8. How do you tell the difference between someone experiencing the crisis stage of culture shock, or them experiencing issues with their mental health over an unrelated incident?
The former is usually milder, happens at a particular period and has identifiable symptoms
9. When it boils down to it, should a company prioritize an individual’s emotional and familial health, or the projected profit of sending someone overseas?
Aah! A trick question. The (politically) correct answer is the former, but the common reality is the latter
It’s kind of depressing knowing that someone who has dealt with both the business and psychological side of this agrees with the public that business usually puts its profits before it’s employees. I think it would be beneficial for businesses and their employees to start relying on evidence-based practices like many social programs do.

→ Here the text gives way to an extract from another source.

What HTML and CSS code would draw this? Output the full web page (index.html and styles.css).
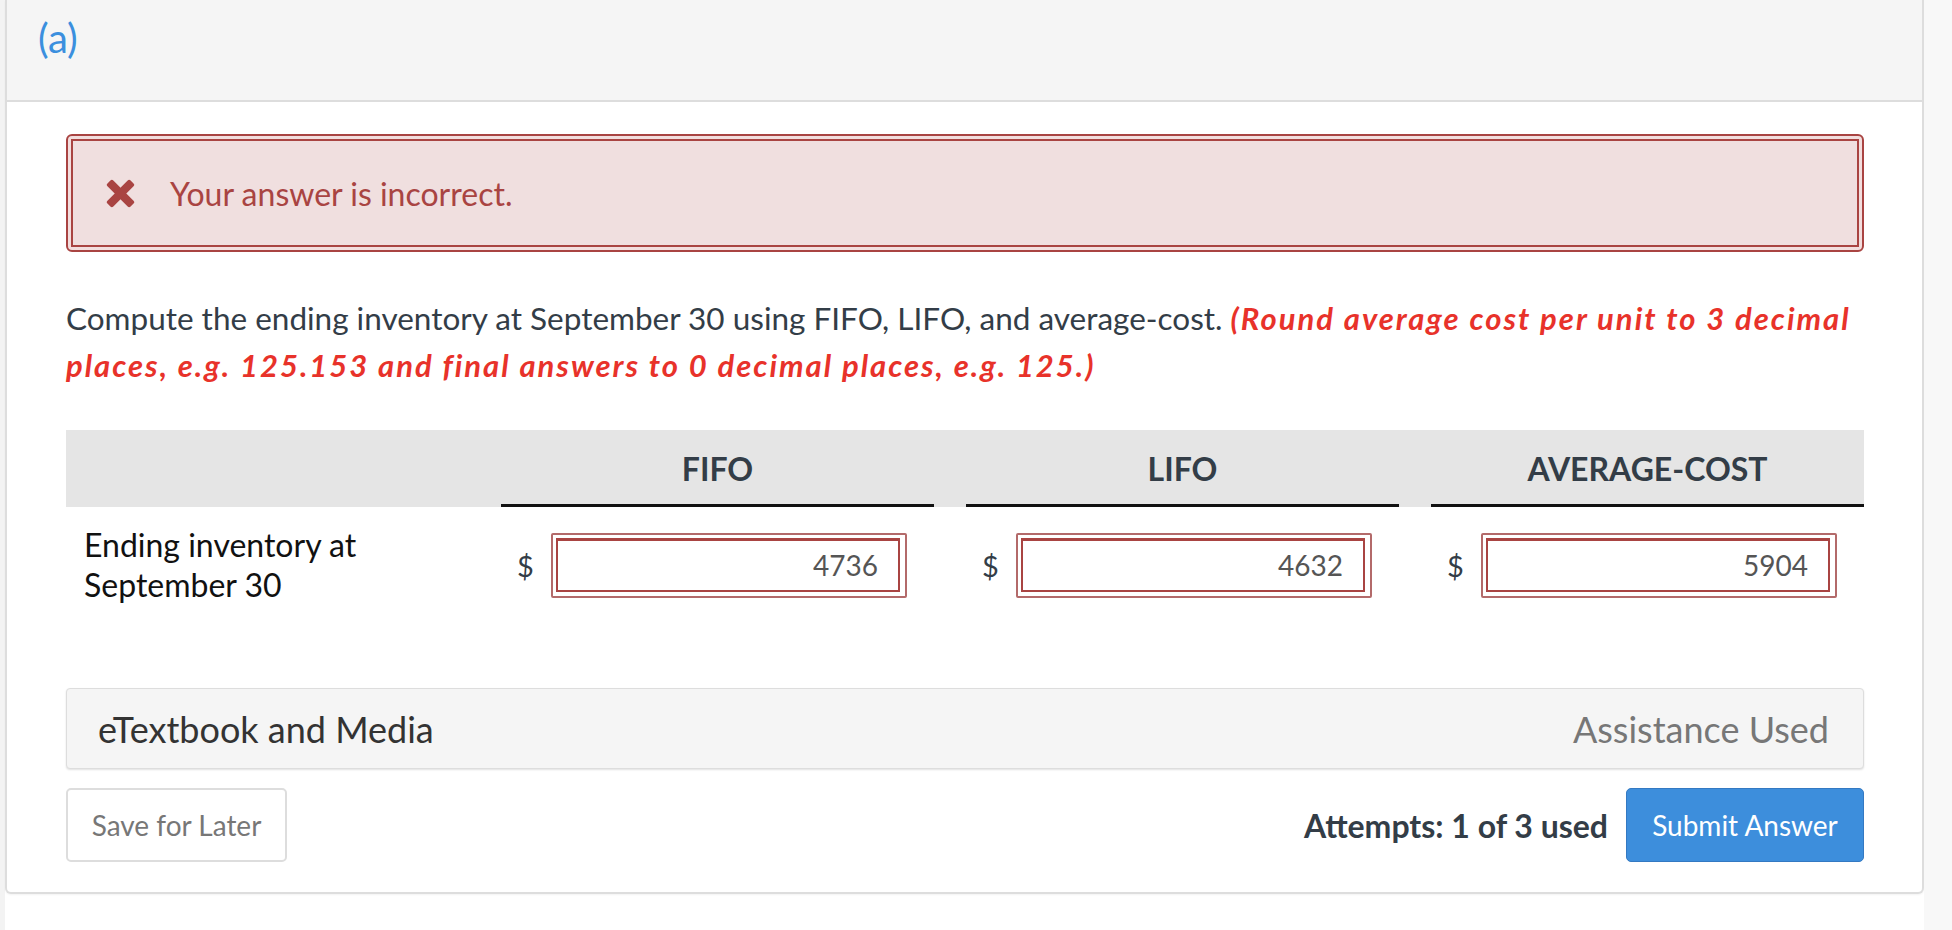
FILE: index.html
```html
<!DOCTYPE html>
<html lang="en">
<head>
<meta charset="utf-8">
<title>Question (a)</title>
<link rel="stylesheet" href="styles.css">
</head>
<body>
<div class="page">
  <div class="gutter-left"></div>
  <div class="card">
    <div class="card-header"><span class="part-label">(a)</span></div>
    <div class="card-body">
      <div class="alert">
        <div class="alert-inner">
          <svg class="alert-icon" viewBox="0 0 28 28" width="29" height="29" aria-hidden="true">
            <rect x="-1.8" y="10" width="31.6" height="8" rx="2" transform="rotate(45 14 14)"/>
            <rect x="-1.8" y="10" width="31.6" height="8" rx="2" transform="rotate(-45 14 14)"/>
          </svg>
          <span class="alert-text">Your answer is incorrect.</span>
        </div>
      </div>

      <p class="question">Compute the ending inventory at September 30 using FIFO, LIFO, and average-cost. <strong class="hint">(Round average cost per unit to 3 decimal places, e.g. 125.153 and final answers to 0 decimal places, e.g. 125.)</strong></p>

      <div class="grid">
        <div class="grid-head">
          <div class="head-cell head-blank"></div>
          <div class="head-cell">FIFO</div>
          <div class="head-cell">LIFO</div>
          <div class="head-cell">AVERAGE-COST</div>
        </div>
        <div class="grid-row">
          <div class="row-label">Ending inventory at<br>September 30</div>
          <div class="entry"><span class="currency">$</span><div class="field"><input class="field-input" type="text" value="4736" readonly></div></div>
          <div class="entry"><span class="currency">$</span><div class="field"><input class="field-input" type="text" value="4632" readonly></div></div>
          <div class="entry"><span class="currency">$</span><div class="field"><input class="field-input" type="text" value="5904" readonly></div></div>
        </div>
      </div>

      <div class="media-bar">
        <span class="media-title">eTextbook and Media</span>
        <span class="media-status">Assistance Used</span>
      </div>

      <div class="actions">
        <button class="btn btn-save" type="button">Save for Later</button>
        <div class="actions-right">
          <span class="attempts">Attempts: 1 of 3 used</span>
          <button class="btn btn-submit" type="button">Submit Answer</button>
        </div>
      </div>
    </div>
  </div>
  <div class="gutter-right"></div>
</div>
</body>
</html>
```

FILE: styles.css
```css
* { box-sizing: border-box; }

html, body {
  margin: 0;
  padding: 0;
  background: #ffffff;
}

body {
  font-family: Lato, "Open Sans", "Liberation Sans", sans-serif;
  color: #333d47;
}

.page {
  display: flex;
  align-items: flex-start;
  width: 1952px;
  height: 930px;
  overflow: hidden;
}

.gutter-left {
  width: 5px;
  align-self: stretch;
  background: #f3f3f3;
}

.gutter-right {
  flex: 1;
  align-self: stretch;
  background: #f8f8f8;
}

.card {
  width: 1919px;
  border: 2px solid #dddddd;
  border-top: none;
  border-radius: 0 0 6px 6px;
  background: #ffffff;
  box-shadow: 0 1px 2px rgba(0,0,0,0.05);
}

.card-header {
  height: 102px;
  background: #f5f5f5;
  border-bottom: 2px solid #dddddd;
  padding: 14px 0 0 31px;
}

.part-label {
  font-size: 40px;
  line-height: 48px;
  font-weight: 400;
  color: #3b8fde;
}

.card-body {
  padding: 32px 58px 30px 59px;
}

/* alert */
.alert {
  border: 2px solid #a94442;
  border-radius: 6px;
  padding: 3px;
  background: #f2dede;
}

.alert-inner {
  display: flex;
  align-items: center;
  height: 108px;
  border: 2px solid #a94442;
  background: #f0dfdf;
  padding-left: 33px;
  gap: 35px;
}

.alert-icon {
  fill: #a94442;
  flex: none;
}

.alert-text {
  font-size: 32px;
  color: #a94442;
}

/* question */
.question {
  margin: 43px 0 0;
  font-size: 31.5px;
  line-height: 47px;
  color: #333d47;
}

.hint {
  font-size: 31px;
  font-weight: 700;
  font-style: italic;
  letter-spacing: 2px;
  color: #e8322a;
}

/* grid */
.grid {
  margin-top: 41px;
}

.grid-head,
.grid-row {
  display: grid;
  grid-template-columns: 403px repeat(3, 1fr);
  column-gap: 32px;
}

.grid-head {
  background: #e5e5e5;
  height: 77px;
}

.head-cell {
  display: flex;
  align-items: center;
  justify-content: center;
  font-size: 32px;
  font-weight: 700;
  color: #333d47;
  border-bottom: 3px solid #111111;
  padding-top: 3px;
}

.head-blank {
  border-bottom: none;
}

.grid-row {
  padding-top: 18px;
  align-items: center;
}

.row-label {
  padding-left: 18px;
  font-size: 32px;
  line-height: 40px;
  color: #111111;
}

.entry {
  display: flex;
  align-items: center;
  padding: 0 27px 0 16px;
  gap: 17px;
}

.currency {
  font-size: 29px;
  color: #333d47;
}

.field {
  flex: 1;
  height: 65px;
  border: 2px solid #b36a6a;
  border-radius: 2px;
  padding: 3px 5px 4px 3px;
  background: #ffffff;
}

.field-input {
  display: block;
  width: 100%;
  height: 100%;
  border: 2px solid #a94442;
  border-top: 3px solid #a94442;
  background: #ffffff;
  font-family: Lato, "Open Sans", "Liberation Sans", sans-serif;
  font-size: 28px;
  color: #555555;
  text-align: right;
  padding: 0 20px 0 10px;
  outline: none;
  margin: 0;
}

/* media bar */
.media-bar {
  margin-top: 83px;
  height: 81px;
  display: flex;
  align-items: center;
  justify-content: space-between;
  padding: 0 34px 0 31px;
  background: #f5f5f5;
  border: 1px solid #dddddd;
  border-radius: 4px;
  box-shadow: 0 1px 2px rgba(0,0,0,0.12);
}

.media-title {
  font-size: 36px;
  color: #333333;
}

.media-status {
  font-size: 36px;
  color: #777777;
}

/* actions */
.actions {
  margin-top: 19px;
  display: flex;
  justify-content: space-between;
  align-items: center;
}

.actions-right {
  display: flex;
  align-items: center;
  gap: 18px;
}

.btn {
  height: 74px;
  font-family: Lato, "Open Sans", "Liberation Sans", sans-serif;
  font-size: 28px;
  border-radius: 5px;
  cursor: pointer;
  margin: 0;
}

.btn-save {
  width: 221px;
  background: #ffffff;
  border: 2px solid #dddddd;
  color: #777777;
}

.btn-submit {
  width: 238px;
  background: #3d8edc;
  border: 1px solid #3479c2;
  color: #ffffff;
}

.attempts {
  font-size: 32px;
  font-weight: 700;
  color: #333d47;
}
```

This interview also raised a couple of questions in my mind;
The first, how much does personality and intelligence influence a person’s experience of culture shock? Has it been measured previously? Is there a way to prepare oneself to experience culture shock less severely?
The second, how could family’s decrease the likelihood of depression occurring in homemakers and adolescents? Would introducing them to the culture, little by little, before the move decrease the likelihood of this occurring? Or would it be better for them to attempt to just dive into the culture once they’ve moved?
I’ve been lucky enough to have lived in different countries and I also have travelled a lot. I have experienced culture shock myself.
I was wondering if there is any research on what is easier for a person to accept: A culture that is completly different from your own and in which you have to learn a completly new “way of life”?
Or a culture that is expected to be similar to your own and where the differences lie in the small details?
I could imagine that both come with unique challanges. One requires you to start over and the other requires you to do a lot of fine tuning.
This is an interesting article to read, especially being one who has moved overseas to live in a different country. I have also experienced a culture shock after moving because it seems that people do things so differently from what I am used to.
However, I feel that overall, this article could use extra explanation and details, as it seems to use a lot of professional or psychology terms that may be difficult to understand for a reader who have no prior knowledge about psychology. In addition, most of the answers are single statements that could do with further elaboration and examples. For example, in question 8, some examples of what these identifiable symptoms are could be brought in so that it is more relatable for the reader.
What I wish I read more about would be regarding the specifics of the phenomenon of ‘culture shock’.
What determines the severity of culture shock? While the article mentioned age, personality and intelligence, there is once again not much explanation. Could it be that extroverts are less likely to experience culture shock than introverts, as introverts deemed less open and outgoing? Do the type of cultures also play a role in culture shock (e.g. collectivist vs. individualistic cultures)? Or is it more of the little ways of life and behaviour that one may encounter that is specific to the country that may induce culture shock?